### Dataset content

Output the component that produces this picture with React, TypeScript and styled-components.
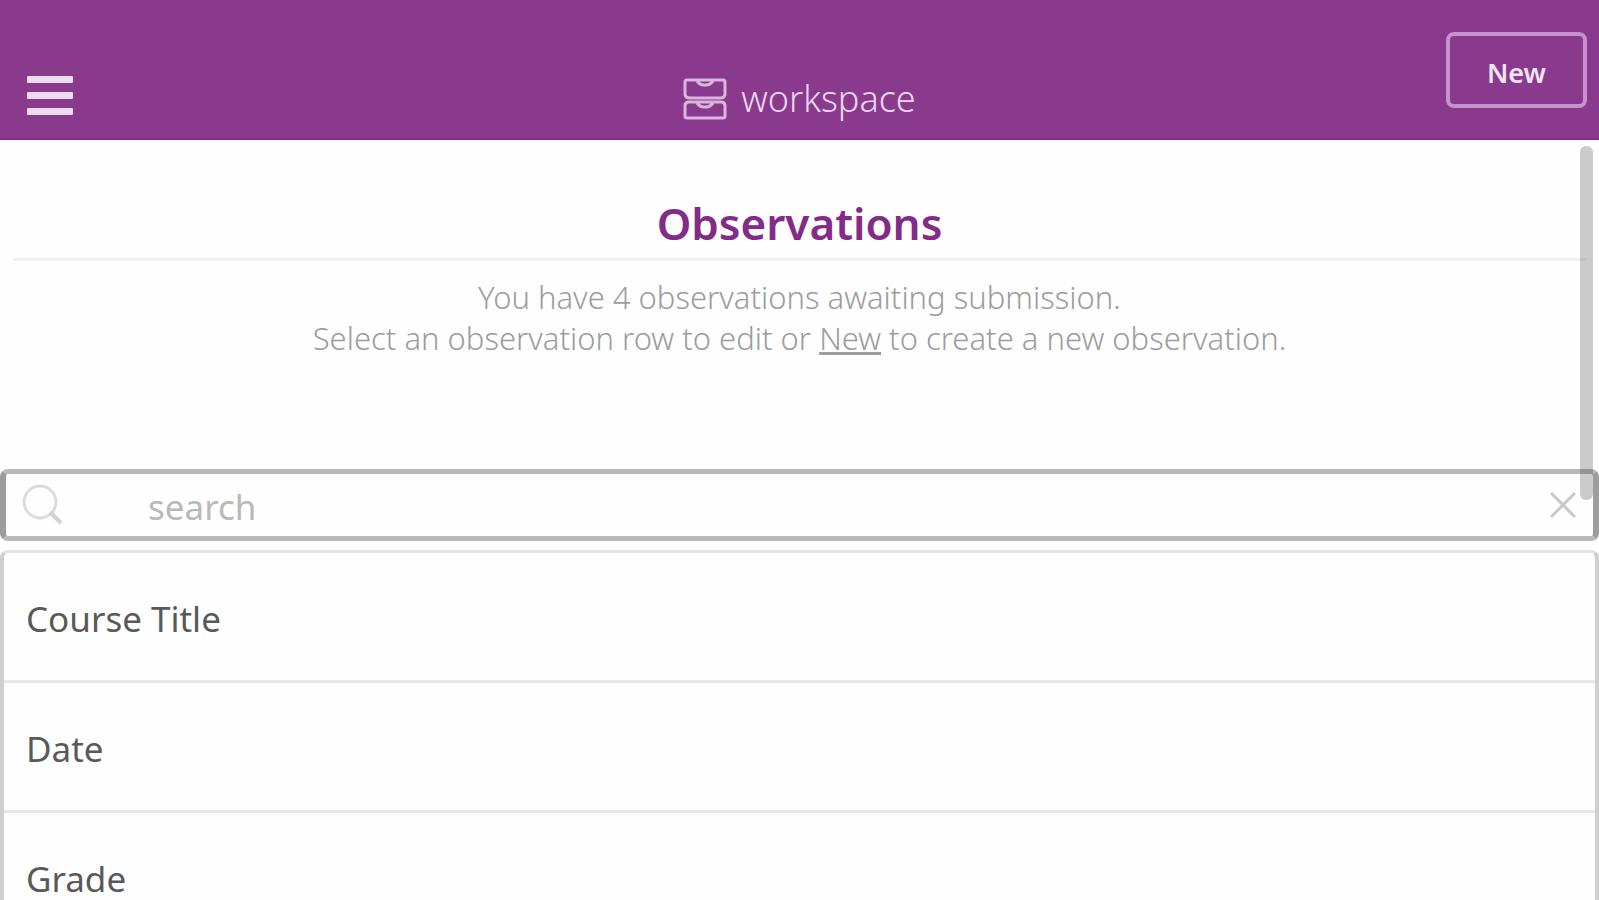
import React, { useState } from "react";
import styled, { createGlobalStyle } from "styled-components";

const GlobalStyle = createGlobalStyle`
  *, *::before, *::after { box-sizing: border-box; }
  body {
    margin: 0;
    background: #fefefe;
    color: #58595b;
    font-family: "Noto Sans", "Open Sans", sans-serif;
  }
  button, input { font: inherit; color: inherit; }
`;

const Page = styled.div`
  display: flex;
  flex-direction: column;
  height: 100vh;
`;

const Header = styled.header`
  display: grid;
  grid-template-columns: 1fr auto 1fr;
  align-items: end;
  padding: 32px 12px 15px;
  background: #893a8c;
  border-bottom: 2px solid #7f2c82;
`;

const MenuButton = styled.button`
  display: flex;
  flex-direction: column;
  justify-content: center;
  gap: 9px;
  justify-self: start;
  width: 76px;
  height: 56px;
  padding: 0 15px;
  border: 0;
  background: none;
  cursor: pointer;
`;

const MenuBar = styled.span`
  height: 7px;
  border-radius: 1px;
  background: #ecdcef;
`;

const Brand = styled.a`
  display: flex;
  align-items: center;
  gap: 14px;
  color: #ecd6ef;
  font-size: 36px;
  font-weight: 300;
  line-height: 48px;
  text-decoration: none;
`;

const NewButton = styled.button`
  align-self: start;
  justify-self: end;
  width: 141px;
  height: 76px;
  margin-bottom: 15px;
  padding: 4px 0 0;
  border: 4px solid #c792cb;
  border-radius: 8px;
  background: none;
  color: #f2e4f5;
  font-size: 27px;
  font-weight: 600;
  cursor: pointer;
`;

const Body = styled.div`
  position: relative;
  flex: 1;
  min-height: 0;
`;

const Content = styled.main`
  height: 100%;
  overflow-y: auto;
  scrollbar-width: none;
`;

const ScrollThumb = styled.div`
  position: absolute;
  top: 6px;
  right: 6px;
  width: 13px;
  height: 354px;
  border-radius: 6px;
  background: rgba(0, 0, 0, 0.2);
  pointer-events: none;
`;

const Intro = styled.section`
  margin: 0 13px;
  padding-bottom: 110px;
  text-align: center;
`;

const Title = styled.h1`
  margin: 0;
  padding: 50px 0 2px;
  border-bottom: 3px solid #f1f1f1;
  color: #822b88;
  font-size: 44px;
  font-weight: 600;
  line-height: 66px;
`;

const Summary = styled.p`
  margin: 0;
  padding-top: 16px;
  color: #9c9d9c;
  font-size: 31px;
  font-weight: 300;
  line-height: 41px;
`;

const TextLink = styled.a`
  color: inherit;
  text-decoration: underline;
`;

const SearchBox = styled.form`
  display: flex;
  align-items: center;
  height: 72px;
  padding: 0 17px 0 16px;
  border: solid #b9b9b9;
  border-width: 5px 6px;
  border-left-color: #9d9d9d;
  border-right-color: #9d9d9d;
  border-radius: 8px;
`;

const SearchInput = styled.input`
  flex: 1;
  min-width: 0;
  height: 100%;
  padding: 2px 0 0 84px;
  border: 0;
  outline: 0;
  background: none;
  font-size: 35px;
  &::placeholder { color: #b9b9b9; opacity: 1; }
`;

const ClearButton = styled.button`
  display: flex;
  padding: 0;
  border: 0;
  background: none;
  cursor: pointer;
`;

const FieldList = styled.ul`
  margin: 9px 0 0;
  padding: 0;
  border: solid #cfcfcf;
  border-width: 3px 4px;
  border-top-color: #e4e4e4;
  border-radius: 8px;
  list-style: none;
`;

const FieldRow = styled.li`
  height: 130px;
  padding: 0 22px;
  border-bottom: 3px solid #e7e7e7;
  font-size: 35px;
  line-height: 132px;
`;

const DrawerIcon = () => (
  <svg width="44" height="42" viewBox="0 0 44 42" fill="none" stroke="#d9b6de" strokeWidth="3" strokeLinejoin="round" aria-hidden="true">
    <path d="M4 2h36q2 0 2 2v12q0 4-5 4H7q-5 0-5-4V4q0-2 2-2Z" />
    <path d="M6 24h32q4 0 4 4v10q0 2-2 2H4q-2 0-2-2V28q0-4 4-4Z" />
    <path d="M14 3q3 4 7 4h2q4 0 7-4M14 25q3 4 7 4h2q4 0 7-4" />
  </svg>
);

const SearchIcon = () => (
  <svg width="42" height="42" viewBox="0 0 42 42" fill="none" stroke="#dcdcdc" strokeWidth="3" aria-hidden="true">
    <circle cx="18" cy="18" r="16" />
    <path d="M28 28l11 11" stroke="#d2d2d2" strokeWidth="4" />
  </svg>
);

const CloseIcon = () => (
  <svg width="26" height="26" viewBox="0 0 26 26" stroke="#c8c8c8" strokeWidth="3" aria-hidden="true">
    <path d="M1 1l24 24M25 1L1 25" />
  </svg>
);

const fields = ["Course Title", "Date", "Grade"];

export default function App() {
  const [query, setQuery] = useState("");
  return (
    <Page>
      <GlobalStyle />
      <Header>
        <MenuButton type="button" aria-label="Menu">
          <MenuBar />
          <MenuBar />
          <MenuBar />
        </MenuButton>
        <Brand href="#home">
          <DrawerIcon />
          workspace
        </Brand>
        <NewButton type="button">New</NewButton>
      </Header>
      <Body>
        <Content>
          <Intro>
            <Title>Observations</Title>
            <Summary>
              You have 4 observations awaiting submission.
              <br />
              Select an observation row to edit or <TextLink href="#new">New</TextLink> to create a new observation.
            </Summary>
          </Intro>
          <SearchBox role="search" onSubmit={(e) => e.preventDefault()}>
            <SearchIcon />
            <SearchInput
              type="text"
              aria-label="Search observations"
              placeholder="search"
              value={query}
              onChange={(e) => setQuery(e.target.value)}
            />
            <ClearButton type="button" aria-label="Clear search" onClick={() => setQuery("")}>
              <CloseIcon />
            </ClearButton>
          </SearchBox>
          <FieldList>
            {fields.map((field) => (
              <FieldRow key={field}>{field}</FieldRow>
            ))}
          </FieldList>
        </Content>
        <ScrollThumb />
      </Body>
    </Page>
  );
}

### Challenge
Leave out the pictures and retype every line above exactly.

### Finished answer
Output the component that produces this picture with React, TypeScript and styled-components.
import React, { useState } from "react";
import styled, { createGlobalStyle } from "styled-components";

const GlobalStyle = createGlobalStyle`
  *, *::before, *::after { box-sizing: border-box; }
  body {
    margin: 0;
    background: #fefefe;
    color: #58595b;
    font-family: "Noto Sans", "Open Sans", sans-serif;
  }
  button, input { font: inherit; color: inherit; }
`;

const Page = styled.div`
  display: flex;
  flex-direction: column;
  height: 100vh;
`;

const Header = styled.header`
  display: grid;
  grid-template-columns: 1fr auto 1fr;
  align-items: end;
  padding: 32px 12px 15px;
  background: #893a8c;
  border-bottom: 2px solid #7f2c82;
`;

const MenuButton = styled.button`
  display: flex;
  flex-direction: column;
  justify-content: center;
  gap: 9px;
  justify-self: start;
  width: 76px;
  height: 56px;
  padding: 0 15px;
  border: 0;
  background: none;
  cursor: pointer;
`;

const MenuBar = styled.span`
  height: 7px;
  border-radius: 1px;
  background: #ecdcef;
`;

const Brand = styled.a`
  display: flex;
  align-items: center;
  gap: 14px;
  color: #ecd6ef;
  font-size: 36px;
  font-weight: 300;
  line-height: 48px;
  text-decoration: none;
`;

const NewButton = styled.button`
  align-self: start;
  justify-self: end;
  width: 141px;
  height: 76px;
  margin-bottom: 15px;
  padding: 4px 0 0;
  border: 4px solid #c792cb;
  border-radius: 8px;
  background: none;
  color: #f2e4f5;
  font-size: 27px;
  font-weight: 600;
  cursor: pointer;
`;

const Body = styled.div`
  position: relative;
  flex: 1;
  min-height: 0;
`;

const Content = styled.main`
  height: 100%;
  overflow-y: auto;
  scrollbar-width: none;
`;

const ScrollThumb = styled.div`
  position: absolute;
  top: 6px;
  right: 6px;
  width: 13px;
  height: 354px;
  border-radius: 6px;
  background: rgba(0, 0, 0, 0.2);
  pointer-events: none;
`;

const Intro = styled.section`
  margin: 0 13px;
  padding-bottom: 110px;
  text-align: center;
`;

const Title = styled.h1`
  margin: 0;
  padding: 50px 0 2px;
  border-bottom: 3px solid #f1f1f1;
  color: #822b88;
  font-size: 44px;
  font-weight: 600;
  line-height: 66px;
`;

const Summary = styled.p`
  margin: 0;
  padding-top: 16px;
  color: #9c9d9c;
  font-size: 31px;
  font-weight: 300;
  line-height: 41px;
`;

const TextLink = styled.a`
  color: inherit;
  text-decoration: underline;
`;

const SearchBox = styled.form`
  display: flex;
  align-items: center;
  height: 72px;
  padding: 0 17px 0 16px;
  border: solid #b9b9b9;
  border-width: 5px 6px;
  border-left-color: #9d9d9d;
  border-right-color: #9d9d9d;
  border-radius: 8px;
`;

const SearchInput = styled.input`
  flex: 1;
  min-width: 0;
  height: 100%;
  padding: 2px 0 0 84px;
  border: 0;
  outline: 0;
  background: none;
  font-size: 35px;
  &::placeholder { color: #b9b9b9; opacity: 1; }
`;

const ClearButton = styled.button`
  display: flex;
  padding: 0;
  border: 0;
  background: none;
  cursor: pointer;
`;

const FieldList = styled.ul`
  margin: 9px 0 0;
  padding: 0;
  border: solid #cfcfcf;
  border-width: 3px 4px;
  border-top-color: #e4e4e4;
  border-radius: 8px;
  list-style: none;
`;

const FieldRow = styled.li`
  height: 130px;
  padding: 0 22px;
  border-bottom: 3px solid #e7e7e7;
  font-size: 35px;
  line-height: 132px;
`;

const DrawerIcon = () => (
  <svg width="44" height="42" viewBox="0 0 44 42" fill="none" stroke="#d9b6de" strokeWidth="3" strokeLinejoin="round" aria-hidden="true">
    <path d="M4 2h36q2 0 2 2v12q0 4-5 4H7q-5 0-5-4V4q0-2 2-2Z" />
    <path d="M6 24h32q4 0 4 4v10q0 2-2 2H4q-2 0-2-2V28q0-4 4-4Z" />
    <path d="M14 3q3 4 7 4h2q4 0 7-4M14 25q3 4 7 4h2q4 0 7-4" />
  </svg>
);

const SearchIcon = () => (
  <svg width="42" height="42" viewBox="0 0 42 42" fill="none" stroke="#dcdcdc" strokeWidth="3" aria-hidden="true">
    <circle cx="18" cy="18" r="16" />
    <path d="M28 28l11 11" stroke="#d2d2d2" strokeWidth="4" />
  </svg>
);

const CloseIcon = () => (
  <svg width="26" height="26" viewBox="0 0 26 26" stroke="#c8c8c8" strokeWidth="3" aria-hidden="true">
    <path d="M1 1l24 24M25 1L1 25" />
  </svg>
);

const fields = ["Course Title", "Date", "Grade"];

export default function App() {
  const [query, setQuery] = useState("");
  return (
    <Page>
      <GlobalStyle />
      <Header>
        <MenuButton type="button" aria-label="Menu">
          <MenuBar />
          <MenuBar />
          <MenuBar />
        </MenuButton>
        <Brand href="#home">
          <DrawerIcon />
          workspace
        </Brand>
        <NewButton type="button">New</NewButton>
      </Header>
      <Body>
        <Content>
          <Intro>
            <Title>Observations</Title>
            <Summary>
              You have 4 observations awaiting submission.
              <br />
              Select an observation row to edit or <TextLink href="#new">New</TextLink> to create a new observation.
            </Summary>
          </Intro>
          <SearchBox role="search" onSubmit={(e) => e.preventDefault()}>
            <SearchIcon />
            <SearchInput
              type="text"
              aria-label="Search observations"
              placeholder="search"
              value={query}
              onChange={(e) => setQuery(e.target.value)}
            />
            <ClearButton type="button" aria-label="Clear search" onClick={() => setQuery("")}>
              <CloseIcon />
            </ClearButton>
          </SearchBox>
          <FieldList>
            {fields.map((field) => (
              <FieldRow key={field}>{field}</FieldRow>
            ))}
          </FieldList>
        </Content>
        <ScrollThumb />
      </Body>
    </Page>
  );
}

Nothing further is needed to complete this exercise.